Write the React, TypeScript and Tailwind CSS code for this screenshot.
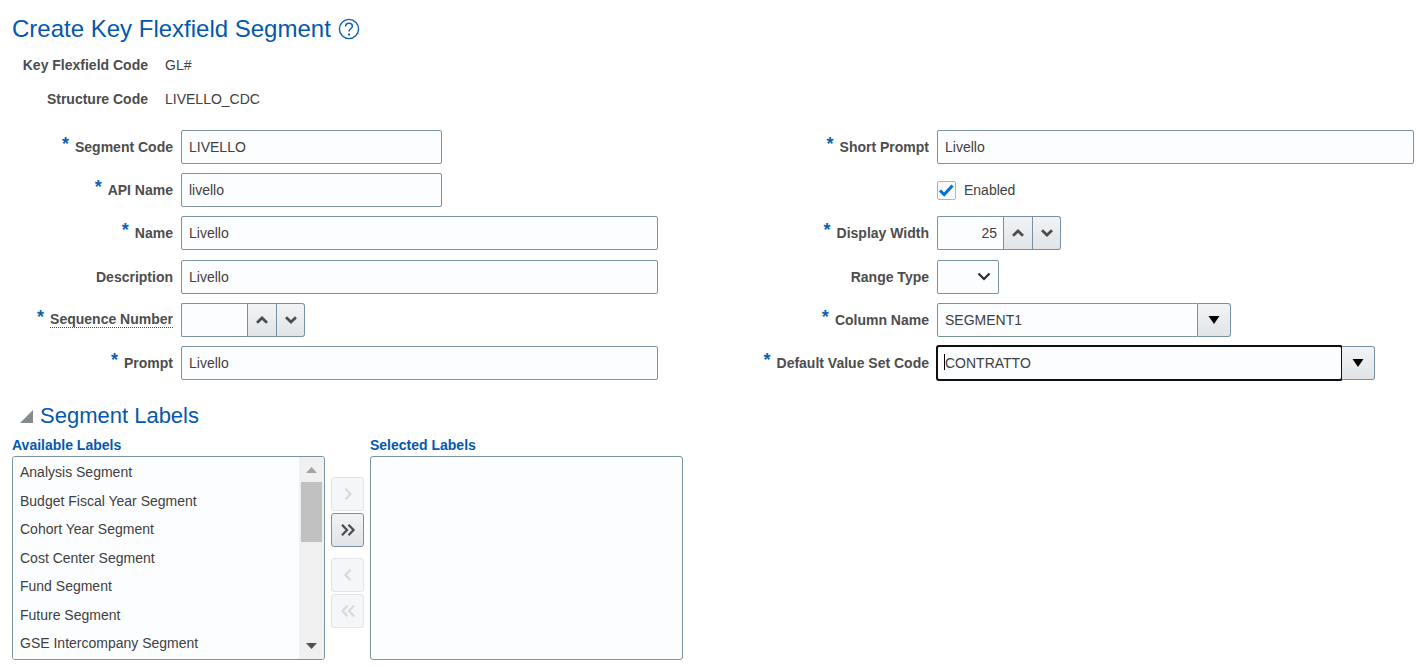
import { useState } from "react";
import type { ReactNode } from "react";

const labels = [
  "Analysis Segment",
  "Budget Fiscal Year Segment",
  "Cohort Year Segment",
  "Cost Center Segment",
  "Fund Segment",
  "Future Segment",
  "GSE Intercompany Segment",
];

const box = "h-[34px] border border-[#7b929f] bg-[#fcfdff] px-[7px] text-[#404040]";
const stepBtn =
  "flex h-[34px] items-center justify-center border border-[#7890a3] bg-linear-to-b from-[#f2f3f5] to-[#e1e5e8]";

type RowProps = {
  id: string;
  label: string;
  required?: boolean;
  hint?: boolean;
  side: "left" | "right";
  children: ReactNode;
};

const Row = ({ id, label, required, hint, side, children }: RowProps) => {
  return (
    <div className="flex h-[34px] items-center gap-2">
      <label
        htmlFor={id}
        className={`flex shrink-0 items-center justify-end font-bold text-[#4d4d4d] ${
          side === "left" ? "w-[161px]" : "w-[216px]"
        }`}
      >
        {required && (
          <span className="mr-1.5 mb-1.5 text-[18px] leading-4 text-[#0b62b0]">*</span>
        )}
        <span className={hint ? "border-b border-dotted border-[#4a4a4a] leading-4" : "leading-4"}>
          {label}
        </span>
      </label>
      {children}
    </div>
  );
};

const Chevron = ({ down }: { down?: boolean }) => (
  <svg width="12" height="8" viewBox="0 0 12 8" fill="none" stroke="#4d4d4d" strokeWidth="2.8">
    <path d={down ? "M1 1.3 6 6l5-4.7" : "M1 6.7 6 2l5 4.7"} />
  </svg>
);

const Spinner = ({ id, initial }: { id: string; initial: string }) => {
  const [value, setValue] = useState(initial);
  const step = (n: number) => setValue(String(Number(value) + n));
  return (
    <div className="flex">
      <input
        id={id}
        value={value}
        onChange={(e) => setValue(e.target.value)}
        className={`${box} w-[66px] rounded-l-[2px] border-r-0 pr-[6px] text-right`}
      />
      <button type="button" aria-label="Increment" onClick={() => step(1)} className={`${stepBtn} w-[30px]`}>
        <Chevron />
      </button>
      <button
        type="button"
        aria-label="Decrement"
        onClick={() => step(-1)}
        className={`${stepBtn} w-[28px] rounded-r-[3px] border-l-0`}
      >
        <Chevron down />
      </button>
    </div>
  );
};

const DropButton = ({ name }: { name: string }) => (
  <button type="button" aria-label={name} className={`${stepBtn} w-[33px] rounded-r-[3px] border-l-0`}>
    <svg width="12" height="8" viewBox="0 0 12 8">
      <path d="M0.5 0h11L6 8z" fill="#000000" />
    </svg>
  </button>
);

const ShuttleButton = ({ name, d, disabled }: { name: string; d: string; disabled?: boolean }) => (
  <button
    type="button"
    aria-label={name}
    disabled={disabled}
    className={`flex h-[34px] w-[33px] items-center justify-center rounded-[3px] border ${
      disabled
        ? "border-[#e1e5e9] bg-[#f5f6f8] text-[#d8d9db]"
        : "border-[#7890a3] bg-linear-to-b from-[#f2f3f5] to-[#e1e5e8] text-[#4d4d4d]"
    }`}
  >
    <svg width="16" height="14" viewBox="0 0 16 14" fill="none" stroke="currentColor" strokeWidth="2.3">
      <path d={d} />
    </svg>
  </button>
);

const App = () => {
  return (
    <main className="pt-3 pr-0.5 pb-2 pl-3 font-['Liberation_Sans',Arial,sans-serif] text-[14px] leading-4 text-[#404040]">
      <header className="flex items-center gap-[7px]">
        <h1 className="text-[24px] leading-[34px] text-[#0458ae]">Create Key Flexfield Segment</h1>
        <button type="button" aria-label="Help">
          <svg width="22" height="22" viewBox="0 0 22 22" fill="none" stroke="#0f62b5" strokeWidth="1.4">
            <circle cx="11" cy="11" r="9.6" />
            <path d="M7.6 8.6c0-2 1.4-3.3 3.4-3.3s3.4 1.2 3.4 2.9c0 2.5-3.4 2.6-3.4 5.2" strokeWidth="1.5" />
            <path d="M10 15.4h2v2h-2z" fill="#0f62b5" stroke="none" />
          </svg>
        </button>
      </header>

      <dl className="mt-[11px] grid grid-cols-[136px_1fr] gap-x-[17px] gap-y-[18px]">
        <dt className="text-right font-bold text-[#4d4d4d]">Key Flexfield Code</dt>
        <dd>GL#</dd>
        <dt className="text-right font-bold text-[#4d4d4d]">Structure Code</dt>
        <dd>LIVELLO_CDC</dd>
      </dl>

      <form className="mt-[23px] grid h-[250px] grid-cols-2">
        <div className="flex flex-col justify-between">
          <Row side="left" id="segmentCode" label="Segment Code" required>
            <input id="segmentCode" defaultValue="LIVELLO" className={`${box} w-[261px] rounded-[2px]`} />
          </Row>
          <Row side="left" id="apiName" label="API Name" required>
            <input id="apiName" defaultValue="livello" className={`${box} w-[261px] rounded-[2px]`} />
          </Row>
          <Row side="left" id="name" label="Name" required>
            <input id="name" defaultValue="Livello" className={`${box} w-[477px] rounded-[2px]`} />
          </Row>
          <Row side="left" id="description" label="Description">
            <input id="description" defaultValue="Livello" className={`${box} w-[477px] rounded-[2px]`} />
          </Row>
          <Row side="left" id="sequence" label="Sequence Number" required hint>
            <Spinner id="sequence" initial="" />
          </Row>
          <Row side="left" id="prompt" label="Prompt" required>
            <input id="prompt" defaultValue="Livello" className={`${box} w-[477px] rounded-[2px]`} />
          </Row>
        </div>

        <div className="flex flex-col justify-between">
          <Row side="right" id="shortPrompt" label="Short Prompt" required>
            <input id="shortPrompt" defaultValue="Livello" className={`${box} w-[477px] rounded-[2px]`} />
          </Row>
          <div className="flex h-[34px] items-center gap-2 pl-[224px]">
            <span className="relative flex">
              <input
                id="enabled"
                type="checkbox"
                defaultChecked
                className="peer size-[19px] appearance-none rounded-[2px] border border-[#a9b6c1] bg-[#f9fafb]"
              />
              <svg
                className="pointer-events-none absolute inset-0 hidden peer-checked:block"
                width="19"
                height="19"
                viewBox="0 0 19 19"
                fill="none"
                stroke="#0572ce"
                strokeWidth="3"
              >
                <path d="M3 9.5 7.2 13.5 15.5 4.5" />
              </svg>
            </span>
            <label htmlFor="enabled">Enabled</label>
          </div>
          <Row side="right" id="displayWidth" label="Display Width" required>
            <Spinner id="displayWidth" initial="25" />
          </Row>
          <Row side="right" id="rangeType" label="Range Type">
            <div className="relative">
              <select id="rangeType" className={`${box} w-[62px] appearance-none rounded-[2px]`}>
                <option value=""></option>
              </select>
              <svg
                className="pointer-events-none absolute top-[12px] right-2"
                width="14"
                height="9"
                viewBox="0 0 14 9"
                fill="none"
                stroke="#262626"
                strokeWidth="2"
              >
                <path d="M1.5 1.5 7 7l5.5-5.5" />
              </svg>
            </div>
          </Row>
          <Row side="right" id="columnName" label="Column Name" required>
            <div className="flex">
              <input id="columnName" defaultValue="SEGMENT1" className={`${box} w-[261px] rounded-l-[2px]`} />
              <DropButton name="Search Column Name" />
            </div>
          </Row>
          <Row side="right" id="valueSet" label="Default Value Set Code" required>
            <div className="relative flex">
              <input
                id="valueSet"
                defaultValue="CONTRATTO"
                className={`${box} w-[405px] rounded-[2px] outline-2 -outline-offset-1 outline-[#101010]`}
              />
              <span className="pointer-events-none absolute top-2 left-[7px] h-4 w-px bg-black" />
              <DropButton name="Search Default Value Set Code" />
            </div>
          </Row>
        </div>
      </form>

      <section className="mt-[21px]">
        <h2 className="text-[22px] leading-[30px] text-[#0458ae]">
          <button type="button" aria-expanded="true" className="flex items-center gap-[7px] pl-2">
            <svg width="13" height="13" viewBox="0 0 13 13">
              <path d="M13 0v13H0z" fill="#868b90" />
            </svg>
            Segment Labels
          </button>
        </h2>

        <div className="mt-1.5 flex">
          <div className="w-[313px]">
            <label htmlFor="available" className="block font-bold text-[#0458ae]">
              Available Labels
            </label>
            <div className="mt-[3px] flex h-[204px] overflow-hidden rounded-[3px] border border-[#7b929f] bg-[#fcfdff]">
              <select
                id="available"
                multiple
                size={7}
                className="h-full flex-1 appearance-none overflow-hidden bg-[#fcfdff] pt-px text-[#404040]"
              >
                {labels.map((label) => (
                  <option key={label} className="h-7 px-[7px] py-1.5 odd:mb-px">
                    {label}
                  </option>
                ))}
              </select>
              <div className="flex w-[25px] flex-col items-center bg-[#f0f0f0]">
                <svg className="mt-[10px]" width="11" height="6" viewBox="0 0 11 6">
                  <path d="M5.5 0 11 6H0z" fill="#a3a3a3" />
                </svg>
                <div className="mt-[9px] h-[60px] w-[21px] bg-[#c1c1c1]" />
                <svg className="mt-auto mb-[10px]" width="11" height="6" viewBox="0 0 11 6">
                  <path d="M0 0h11L5.5 6z" fill="#505050" />
                </svg>
              </div>
            </div>
          </div>

          <div className="mx-1.5 flex flex-col gap-0.5 pt-10">
            <ShuttleButton name="Move selected" d="M5.5 1.8 10.5 7l-5 5.2" disabled />
            <ShuttleButton name="Move all" d="M2 1.8 7 7l-5 5.2M8.5 1.8l5 5.2-5 5.2" />
            <div className="h-[7px]" />
            <ShuttleButton name="Remove selected" d="M10.5 1.8 5.5 7l5 5.2" disabled />
            <ShuttleButton name="Remove all" d="M7.5 1.8l-5 5.2 5 5.2M14 1.8 9 7l5 5.2" disabled />
          </div>

          <div className="w-[313px]">
            <label htmlFor="selected" className="block font-bold text-[#0458ae]">
              Selected Labels
            </label>
            <select
              id="selected"
              multiple
              className="mt-[3px] block h-[204px] w-full appearance-none overflow-hidden rounded-[3px] border border-[#7b929f] bg-[#fcfdff]"
            />
          </div>
        </div>
      </section>
    </main>
  );
};

export default App;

..............................

▸ **What you will do**
Every line from the top of the material above through the line with "h-[34px] items-center justify-center" should be duplicated exactly, please; leave out the pictures.

▸ **Expected output**
Write the React, TypeScript and Tailwind CSS code for this screenshot.
import { useState } from "react";
import type { ReactNode } from "react";

const labels = [
  "Analysis Segment",
  "Budget Fiscal Year Segment",
  "Cohort Year Segment",
  "Cost Center Segment",
  "Fund Segment",
  "Future Segment",
  "GSE Intercompany Segment",
];

const box = "h-[34px] border border-[#7b929f] bg-[#fcfdff] px-[7px] text-[#404040]";
const stepBtn =
  "flex h-[34px] items-center justify-center border border-[#7890a3] bg-linear-to-b from-[#f2f3f5] to-[#e1e5e8]";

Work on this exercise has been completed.